Benjamin notes that “an unimportant little clerk named Shuvalkin” comes to the rescue.  In other words, a simpleton (that is, a schlemiel of sorts) comes to their aid.   He doesn’t try to reason with Potemkin; rather, he acts: “Shuvalkin stepped up to writing desk, dipped a pen and ink, and without saying a word pressed it into Potemkin’s hands while putting the documents on his knees”(112).

Potemkin signs all of them.   And Shuvalkin walks into the anteroom, “waving the papers triumphantly,” as the councilors gather around to see.  And what happens is astounding: “Breathlessly they bent over them.  No one spoke a word; the whole group seemed paralyzed.”

When Shuvalkin looked in to see what happened – to see what had “upset” them and put them into a stupor, he sees that every one of the signatures has his name signed on it: “Shuvalkin…Shuvalkin…Shuvalkin.”

Benjamin sees this story as a “herald racing two hundred years ahead of Kafka’s work.” And then he adds that “the enigma which beclouds it is Kafka’s enigma.”

Benjamin then goes on to substitute Kafka’s character K for Shuvalkin.

These rhetorical movements are very hasty and to simply go along with them, without prying into the esoteric, would be clumsy.  Benjamin is telling us that Shuvalkin is a herald who goes “ahead of Kafka’s work.”  To be sure, this implies that Shuvalkin, a schlemiel, may even be (temporally) ahead of Benjamin’s work.  Moreover, he says that it is Kafka’s enigma but, in truth, it is also his.  In fact, he and Kafka share the enigma of Shuvalkin, which is the enigma of having one’s name already signed by the Other.
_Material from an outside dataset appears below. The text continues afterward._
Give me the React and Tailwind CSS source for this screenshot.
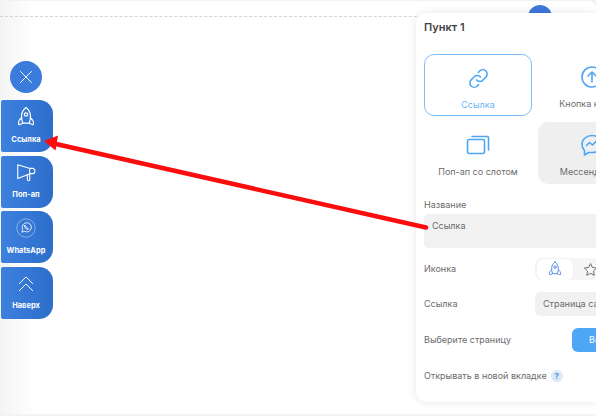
import React from "react";

const Rocket = ({ className }) => (
  <svg viewBox="0 0 24 24" fill="none" stroke="currentColor" strokeWidth="1.2" strokeLinecap="round" strokeLinejoin="round" className={className}>
    <path d="M12 2.500c-3.200 2.400-4.500 5.800-4.500 9 0 2.500.6 4.800 1.300 6.700h6.400c.7-1.900 1.300-4.200 1.300-6.700 0-3.200-1.300-6.600-4.500-9z" />
    <circle cx="12" cy="9.500" r="1.700" />
    <path d="M7.700 12.800c-2 1.300-3.200 3.300-3.200 5.900 0 .8.600 1.200 1.300.8l3-1.300" />
    <path d="M16.300 12.800c2 1.300 3.200 3.300 3.200 5.900 0 .8-.6 1.200-1.300.8l-3-1.300" />
  </svg>
);

const Megaphone = ({ className }) => (
  <svg viewBox="0 0 24 24" fill="none" stroke="currentColor" strokeWidth="1.2" strokeLinecap="round" strokeLinejoin="round" className={className}>
    <path d="M3 3v15l13.500-5.300h2.700a2.500 2.500 0 0 0 2.500-2.500V9.500A2.500 2.500 0 0 0 19.200 7h-2.700L3 3z" />
    <path d="M16.500 7c-1 1.800-1 3.900 0 5.700" />
    <path d="M13.500 14v5.200a1.300 1.300 0 0 0 2.600 0V12.800" />
  </svg>
);

const WhatsApp = ({ className }) => (
  <svg viewBox="0 0 24 24" fill="none" stroke="currentColor" className={className}>
    <circle cx="12" cy="12" r="11" strokeWidth="0.5" />
    <path strokeWidth="1" strokeLinejoin="round" d="M7 17l1-3.400A5.500 5.500 0 1 1 10.300 16L7 17z" />
    <path strokeWidth="1" strokeLinecap="round" d="M10.200 9.500c-.4 1.800 2.200 4.500 4.300 4.300l.6-1.100-1.300-.7-.6.500c-.7-.3-1.200-.8-1.500-1.500l.5-.6-.7-1.300-1.300.4z" />
  </svg>
);

const Chevrons = ({ className }) => (
  <svg viewBox="0 0 24 24" fill="none" stroke="currentColor" strokeWidth="1.200" strokeLinecap="round" strokeLinejoin="round" className={className}>
    <path d="M4 11.500 12 3.500l8 8" />
    <path d="M4 20l8-8 8 8" />
  </svg>
);

const Tile = ({ icon, label }) => (
  <div className="ml-px flex h-[52px] w-[52px] flex-col items-center rounded-r-[14px] rounded-l-[2px] bg-gradient-to-r from-[#3d80dd] to-[#2d6ecb] pr-[2px] text-white">
    <div className="flex h-[32px] w-full items-center justify-center pt-[2px]">{icon}</div>
    <div className="mt-[2.500px] whitespace-nowrap text-[7.500px] font-bold leading-[10px] text-white">{label}</div>
  </div>
);

const Option = ({ icon, label, className }) => (
  <div className={`flex h-[62px] w-[108px] shrink-0 flex-col items-center rounded-[10px] pt-[10px] ${className}`}>
    <div className="flex h-[26px] items-center justify-center">{icon}</div>
    <div className="mt-[8px] whitespace-nowrap text-[9px] leading-[12px]">{label}</div>
  </div>
);

const Row = ({ label, children, className }) => (
  <div className={`flex items-center ${className}`}>
    <div className="w-[111px] shrink-0 text-[9px] text-[#6b6b6b]">{label}</div>
    {children}
  </div>
);

export default function App() {
  return (
    <div className="relative flex h-[416px] w-[596px] overflow-hidden bg-[#f3f3f3] font-['Inter',sans-serif]">
      <div className="relative mb-[2px] mt-[1px] flex w-full rounded-t-[8px] bg-gradient-to-r from-[#f4f4f4] via-white via-[6%] to-white">
        <div className="absolute left-0 right-0 top-[15px] border-t border-dashed border-[#d4d4d4]" />
        <div className="absolute left-[528px] top-[4px] h-[24px] w-[24px] rounded-full bg-[#3d78dc]" />

        <div className="flex w-[416px] shrink-0 flex-col pt-[60px]">
          <div className="ml-[10px] flex h-[32px] w-[32px] items-center justify-center rounded-full bg-[#3b7bdc] text-white">
            <svg viewBox="0 0 16 16" className="h-[16px] w-[16px]" fill="none" stroke="currentColor" strokeWidth="1" strokeLinecap="round">
              <path d="M2.500 2.500l11 11M13.500 2.500l-11 11" />
            </svg>
          </div>
          <div className="mt-[7px] flex flex-col gap-[3.500px]">
            <Tile icon={<Rocket className="h-[24px] w-[24px]" />} label="Ссылка" />
            <Tile icon={<Megaphone className="h-[22px] w-[22px]" />} label="Поп-ап" />
            <Tile icon={<WhatsApp className="h-[20px] w-[20px]" />} label="WhatsApp" />
            <Tile icon={<Chevrons className="h-[20px] w-[20px]" />} label="Наверх" />
          </div>
        </div>

        <div className="relative mt-[12px] h-[389px] w-[200px] overflow-hidden rounded-l-[10px] bg-white pl-[8px] shadow-[0_0_8px_rgba(0,0,0,0.1)]">
          <div className="pt-[7px] text-[11px] font-semibold leading-[14px] text-[#444]">Пункт 1</div>
          <div className="mt-[20px] flex w-[300px] flex-wrap gap-[6px]">
            <Option
              className="border border-[#7cc0fb] text-[#6bb5f5]"
              label="Ссылка"
              icon={
                <svg viewBox="0 0 24 24" fill="none" stroke="#4da6f5" strokeWidth="1.600" strokeLinecap="round" strokeLinejoin="round" className="h-[23px] w-[23px]">
                  <path d="M10 13.500a4.500 4.500 0 0 0 6.400.4l3.300-3.300a4.500 4.500 0 0 0-6.400-6.400l-1.400 1.400" />
                  <path d="M14 10.500a4.500 4.500 0 0 0-6.400-.4l-3.300 3.300a4.500 4.500 0 0 0 6.400 6.400l1.400-1.400" />
                </svg>
              }
            />
            <Option
              className="text-[#6b6b6b]"
              label="Кнопка наверх"
              icon={
                <svg viewBox="0 0 24 24" fill="none" stroke="#4da6f5" strokeWidth="1.600" strokeLinecap="round" strokeLinejoin="round" className="h-[24px] w-[24px]">
                  <circle cx="12" cy="12" r="10" />
                  <path d="M12 17V7.500M8 11l4-4 4 4" />
                </svg>
              }
            />
            <Option
              className="text-[#6b6b6b]"
              label="Поп-ап со слотом"
              icon={
                <svg viewBox="0 0 24 24" fill="none" stroke="#4da6f5" strokeWidth="1.600" strokeLinejoin="round" className="h-[24px] w-[24px]">
                  <rect x="1.500" y="6.500" width="17" height="14" rx="1.500" />
                  <path d="M6 3.500h15.500a1 1 0 0 1 1 1V17" strokeLinecap="round" />
                </svg>
              }
            />
            <Option
              className="bg-[#efefef] text-[#6b6b6b]"
              label="Мессенджеры"
              icon={
                <svg viewBox="0 0 24 24" fill="none" stroke="#4da6f5" strokeWidth="1.600" strokeLinecap="round" strokeLinejoin="round" className="h-[24px] w-[24px]">
                  <path d="M12 2.500c5.500 0 10 3.800 10 8.700s-4.500 8.300-10 8.300H8.500L4.500 22v-4.500C2.900 16 2 13.800 2 11.200 2 6.300 6.500 2.500 12 2.500z" />
                  <path d="M6.500 12.500l3-3 3 2.500 4-4" />
                </svg>
              }
            />
          </div>

          <div className="mt-[15px] text-[9px] leading-[12px] text-[#6b6b6b]">Название</div>
          <div className="mt-[3px] h-[34px] w-[300px] rounded-[5px] bg-[#f1f1f1] pl-[8px] pt-[6px] text-[9px] leading-[12px] text-[#6b6b6b]">Ссылка</div>

          <Row label="Иконка" className="mt-[10px] h-[22px]">
            <div className="flex h-[22px] w-[120px] items-center rounded-[6px] bg-[#f5f5f5] pl-[2px]">
              <div className="flex h-[21px] w-[36px] items-center justify-center rounded-[6px] bg-white text-[#4d85e6] shadow-[0_0_2px_rgba(0,0,0,0.06)]">
                <Rocket className="h-[18px] w-[18px]" />
              </div>
              <svg viewBox="0 0 24 24" fill="none" stroke="#666" strokeWidth="1.500" strokeLinejoin="round" className="ml-[10px] h-[15px] w-[15px]">
                <path d="M12 2.500l3 6.200 6.800 1-5 4.800 1.200 6.800-6-3.200-6 3.200 1.200-6.800-5-4.800 6.800-1z" />
              </svg>
            </div>
          </Row>

          <Row label="Ссылка" className="mt-[12px] h-[24px]">
            <div className="flex h-[24px] w-[120px] items-center whitespace-nowrap rounded-[5px] bg-[#f1f1f1] pl-[8px] text-[9px] text-[#6b6b6b]">Страница сайта</div>
          </Row>

          <Row label="Выберите страницу" className="mt-[12px] h-[24px]">
            <div className="ml-[37px] flex h-[24px] w-[80px] items-center rounded-[6px] bg-[#4ea7f6] pl-[17px] text-[9px] text-white">Выбрать</div>
          </Row>

          <div className="mt-[18px] flex items-center gap-[4px]">
            <span className="whitespace-nowrap text-[9px] leading-[12px] text-[#6b6b6b]">Открывать в новой вкладке</span>
            <span className="flex h-[12px] w-[12px] items-center justify-center rounded-full bg-[#dbe8f6] text-[8px] font-bold text-[#4d8fd8]">?</span>
          </div>
        </div>
      </div>

      <svg className="pointer-events-none absolute left-0 top-0 h-[416px] w-[596px]" viewBox="0 0 596 416">
        <path d="M426 227.500 56 144" stroke="#fb0d0d" strokeWidth="4.500" strokeLinecap="round" fill="none" />
        <path d="M44 141l14-5.500-2.500 15z" fill="#fb0d0d" />
      </svg>
    </div>
  );
}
Signed in such a way that the shape of the letters and their arrangement indicate that the bearer of the signature is a fool.

After the last three blog entries on Benjamin and the name, I hope that by now it will become evident to the blog-readers out there that a name is taking shape.  And that name, Benjamin and Kafka’s secret name, is a name that they are signed with and that name is the name of the man-child or the schlemiel.

There are many questions which come with this enigma and with this parable.  What does it mean that Kafka and Benjamin are the subjects of a prank?  And what does it mean that the “herald” has gone on ahead of Kafka?  Is he ahead of “us” as well?  I say “us” because everyone in the community, as is evidenced by the Potemkin parable, may be affected by the prank – that is, by the signature Shuvlakin.  But to say this, as Benjamin seems to suggest, wouldn’t we be entering the realms of ontology, politics, and religion?

Given this suggestion, can we say that we all share the same childishly written (and childish) name?  And instead of the name of God, as the name we all share (or the name Emet – truth, which Wolfson ventures in his reading of the Zohar), why is the name we share a name whose letters are childishly written?  Why is “our” name the name of a man-child?  Is this, as the Kabbalah might say, the “truth” (Emet) to come?  Or is it a prank?

All of these questions have not, in the history of Benjamin studies, been posed or discussed.  They are questions that come up if you read Benjamin (or Kafka for that matter) as he wanted to be read – as one would read a parable, midrashically.  I will be developing these ideas further in my book on the Schlemiel.  Nonetheless, I have decided to share some of these childish ‘secrets’ on this blog before my book makes the light of the day.  To be sure, there are a few more secrets about Benjamin and the Schlemiel that I may tell in this blog before I pass on to other schlemiels and schlemiel-topics, but I may have to withhold them or encode them in the very near future. Wink Wink!

Remember, you heard it here first – at SchlemielTheory!  More fun-to-come!

2 thoughts on “Did you Say Your Name was Shuvalkin, Kafka, Walter Benjamin, or is this a Prank?

  1. Franz Werfel instantly comes to mind, more so than Kafka, as a schlemiel. In many respects he is the Archetype since by contrast both Kafka and Benjamin are tinged by greater tragedy than comedy and Werfel really is a man child.

    • I have written extensively on the Kafka connection in my book. I’d comment on it more, here, but I want my book to do that work when it comes to press. Nonetheless, good insight. Feel free to expand it. I’m all ears.